• _AIM_: Take each line containing "screenshot" and report it exactly as written.

• _SOURCE MATERIAL_:
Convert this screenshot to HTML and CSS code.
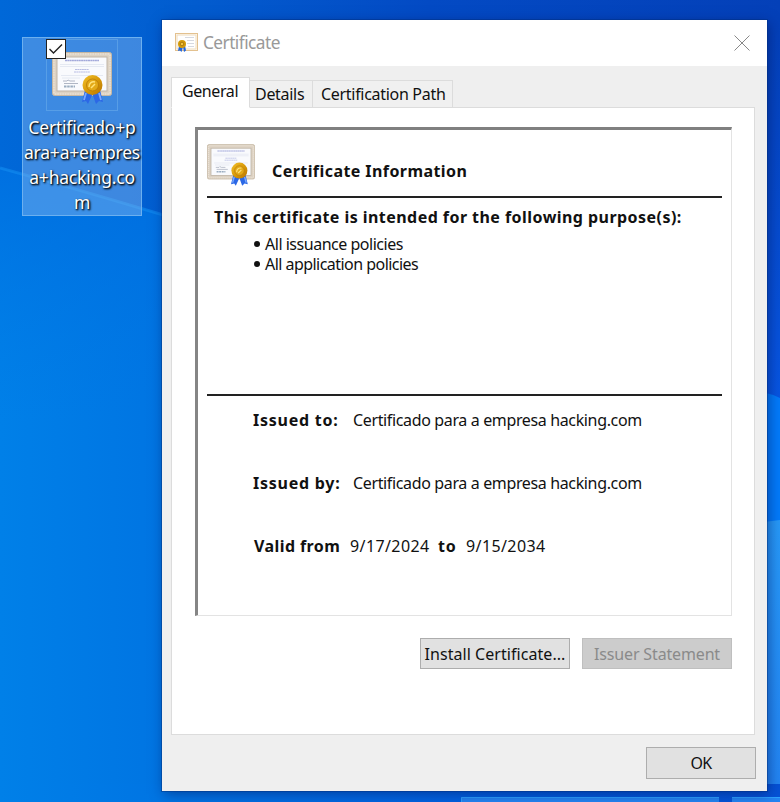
--
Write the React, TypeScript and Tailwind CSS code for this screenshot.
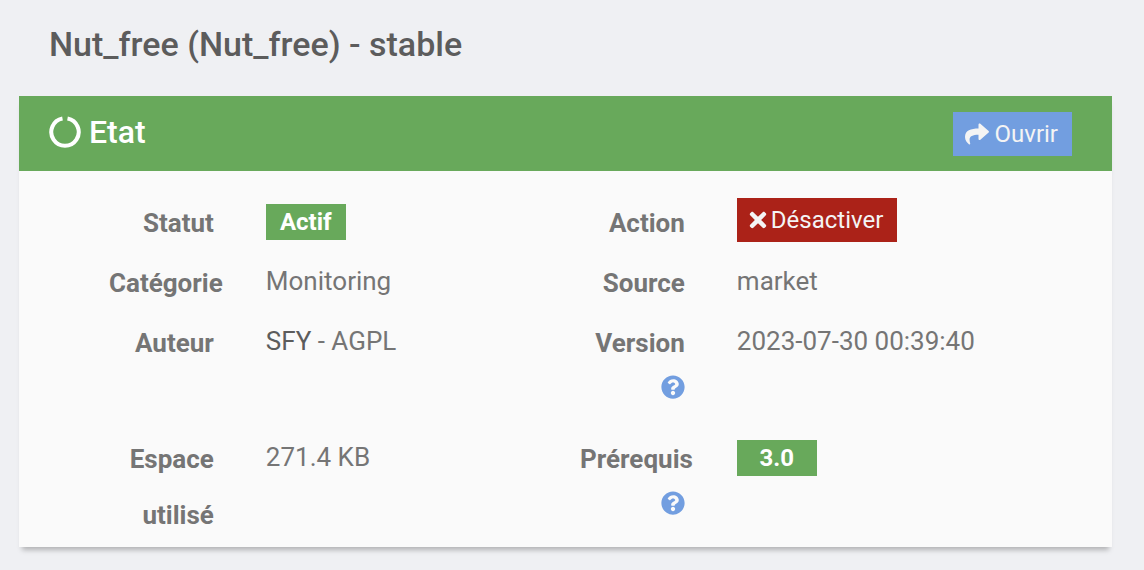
...
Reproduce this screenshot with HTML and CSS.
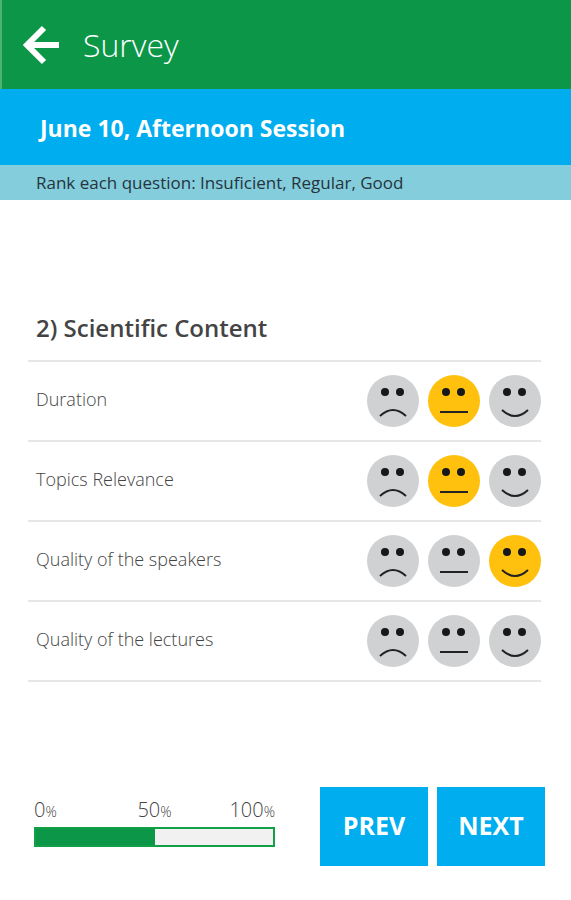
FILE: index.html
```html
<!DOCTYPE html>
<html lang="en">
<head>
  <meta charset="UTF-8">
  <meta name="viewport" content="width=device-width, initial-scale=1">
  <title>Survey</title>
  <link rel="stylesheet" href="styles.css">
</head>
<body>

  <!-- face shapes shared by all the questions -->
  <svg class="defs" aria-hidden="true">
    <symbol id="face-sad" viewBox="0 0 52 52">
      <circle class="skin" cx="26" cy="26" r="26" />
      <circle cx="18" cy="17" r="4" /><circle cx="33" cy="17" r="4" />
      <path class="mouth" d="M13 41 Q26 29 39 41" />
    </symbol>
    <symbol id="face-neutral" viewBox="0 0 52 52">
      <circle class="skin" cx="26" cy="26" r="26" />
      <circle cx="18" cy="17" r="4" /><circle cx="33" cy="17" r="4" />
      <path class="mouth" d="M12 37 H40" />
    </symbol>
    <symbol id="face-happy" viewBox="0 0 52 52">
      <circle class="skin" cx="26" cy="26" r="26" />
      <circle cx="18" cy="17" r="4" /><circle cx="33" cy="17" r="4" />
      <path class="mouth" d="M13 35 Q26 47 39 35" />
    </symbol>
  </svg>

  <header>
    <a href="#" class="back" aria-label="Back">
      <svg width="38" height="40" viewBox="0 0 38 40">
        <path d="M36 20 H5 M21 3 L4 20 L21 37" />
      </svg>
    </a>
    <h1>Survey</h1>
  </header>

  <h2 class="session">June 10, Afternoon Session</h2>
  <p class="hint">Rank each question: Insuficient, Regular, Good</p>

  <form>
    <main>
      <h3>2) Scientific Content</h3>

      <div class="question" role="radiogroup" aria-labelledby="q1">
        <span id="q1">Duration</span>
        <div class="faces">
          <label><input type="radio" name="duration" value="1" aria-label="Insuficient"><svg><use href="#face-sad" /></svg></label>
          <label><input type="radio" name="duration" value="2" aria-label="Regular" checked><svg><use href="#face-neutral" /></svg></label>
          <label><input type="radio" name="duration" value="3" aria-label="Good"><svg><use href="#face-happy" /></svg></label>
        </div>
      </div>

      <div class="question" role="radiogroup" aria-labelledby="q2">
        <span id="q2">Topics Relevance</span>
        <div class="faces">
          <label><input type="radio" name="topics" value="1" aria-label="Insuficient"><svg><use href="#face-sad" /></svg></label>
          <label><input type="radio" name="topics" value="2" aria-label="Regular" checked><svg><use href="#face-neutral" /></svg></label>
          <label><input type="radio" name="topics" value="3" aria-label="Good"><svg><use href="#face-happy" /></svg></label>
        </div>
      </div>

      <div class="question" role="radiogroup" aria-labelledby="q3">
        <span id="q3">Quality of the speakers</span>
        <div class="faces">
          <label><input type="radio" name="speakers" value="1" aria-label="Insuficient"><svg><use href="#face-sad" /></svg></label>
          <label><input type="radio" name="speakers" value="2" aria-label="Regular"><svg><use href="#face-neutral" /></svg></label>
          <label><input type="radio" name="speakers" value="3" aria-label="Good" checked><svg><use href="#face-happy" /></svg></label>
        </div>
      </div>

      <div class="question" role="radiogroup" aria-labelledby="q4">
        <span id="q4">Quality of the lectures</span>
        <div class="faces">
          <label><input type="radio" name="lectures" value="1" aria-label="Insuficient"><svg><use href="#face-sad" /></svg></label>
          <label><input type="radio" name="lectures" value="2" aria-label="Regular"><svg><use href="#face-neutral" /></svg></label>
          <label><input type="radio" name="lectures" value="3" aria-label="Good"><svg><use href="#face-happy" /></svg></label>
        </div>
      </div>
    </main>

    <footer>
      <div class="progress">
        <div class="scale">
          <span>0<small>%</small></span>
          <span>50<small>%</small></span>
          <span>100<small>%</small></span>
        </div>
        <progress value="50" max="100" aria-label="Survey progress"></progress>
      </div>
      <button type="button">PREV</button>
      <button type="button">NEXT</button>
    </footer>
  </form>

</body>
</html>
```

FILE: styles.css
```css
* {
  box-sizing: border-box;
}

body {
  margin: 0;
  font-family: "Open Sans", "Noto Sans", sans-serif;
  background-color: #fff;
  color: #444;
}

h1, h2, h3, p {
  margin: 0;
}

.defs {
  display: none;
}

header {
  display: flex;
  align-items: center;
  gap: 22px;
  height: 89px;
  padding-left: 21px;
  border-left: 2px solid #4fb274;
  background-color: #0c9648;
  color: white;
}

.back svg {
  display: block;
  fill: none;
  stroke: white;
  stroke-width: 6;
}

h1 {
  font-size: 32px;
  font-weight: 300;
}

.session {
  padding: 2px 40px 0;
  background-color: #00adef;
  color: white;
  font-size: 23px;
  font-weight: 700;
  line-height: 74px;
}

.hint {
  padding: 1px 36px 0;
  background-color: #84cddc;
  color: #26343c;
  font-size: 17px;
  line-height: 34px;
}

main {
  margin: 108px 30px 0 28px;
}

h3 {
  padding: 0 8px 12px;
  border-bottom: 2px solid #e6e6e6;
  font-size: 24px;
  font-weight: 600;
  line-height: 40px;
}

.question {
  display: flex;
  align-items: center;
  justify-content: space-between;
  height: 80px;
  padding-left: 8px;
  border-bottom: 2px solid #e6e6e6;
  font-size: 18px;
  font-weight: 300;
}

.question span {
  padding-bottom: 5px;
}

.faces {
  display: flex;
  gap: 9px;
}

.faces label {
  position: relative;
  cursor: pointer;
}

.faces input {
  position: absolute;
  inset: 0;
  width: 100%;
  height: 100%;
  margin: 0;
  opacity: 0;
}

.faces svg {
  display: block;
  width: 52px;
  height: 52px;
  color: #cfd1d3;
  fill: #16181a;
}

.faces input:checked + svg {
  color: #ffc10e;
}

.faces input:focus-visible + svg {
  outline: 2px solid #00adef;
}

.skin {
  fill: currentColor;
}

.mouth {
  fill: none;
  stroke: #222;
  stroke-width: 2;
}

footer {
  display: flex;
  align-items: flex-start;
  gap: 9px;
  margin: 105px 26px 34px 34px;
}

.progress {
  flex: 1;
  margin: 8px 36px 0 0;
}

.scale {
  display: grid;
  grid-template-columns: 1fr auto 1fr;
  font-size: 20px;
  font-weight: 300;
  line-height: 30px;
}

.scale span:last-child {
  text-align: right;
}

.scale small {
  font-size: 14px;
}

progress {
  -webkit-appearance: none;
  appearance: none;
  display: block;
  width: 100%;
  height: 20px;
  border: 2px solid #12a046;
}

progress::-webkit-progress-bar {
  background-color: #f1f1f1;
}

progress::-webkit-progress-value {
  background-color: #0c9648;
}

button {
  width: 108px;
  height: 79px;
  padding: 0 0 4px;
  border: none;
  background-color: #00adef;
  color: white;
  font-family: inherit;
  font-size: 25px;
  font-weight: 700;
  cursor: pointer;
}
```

• _IN RESPONSE_:
Convert this screenshot to HTML and CSS code.
Write the React, TypeScript and Tailwind CSS code for this screenshot.
Reproduce this screenshot with HTML and CSS.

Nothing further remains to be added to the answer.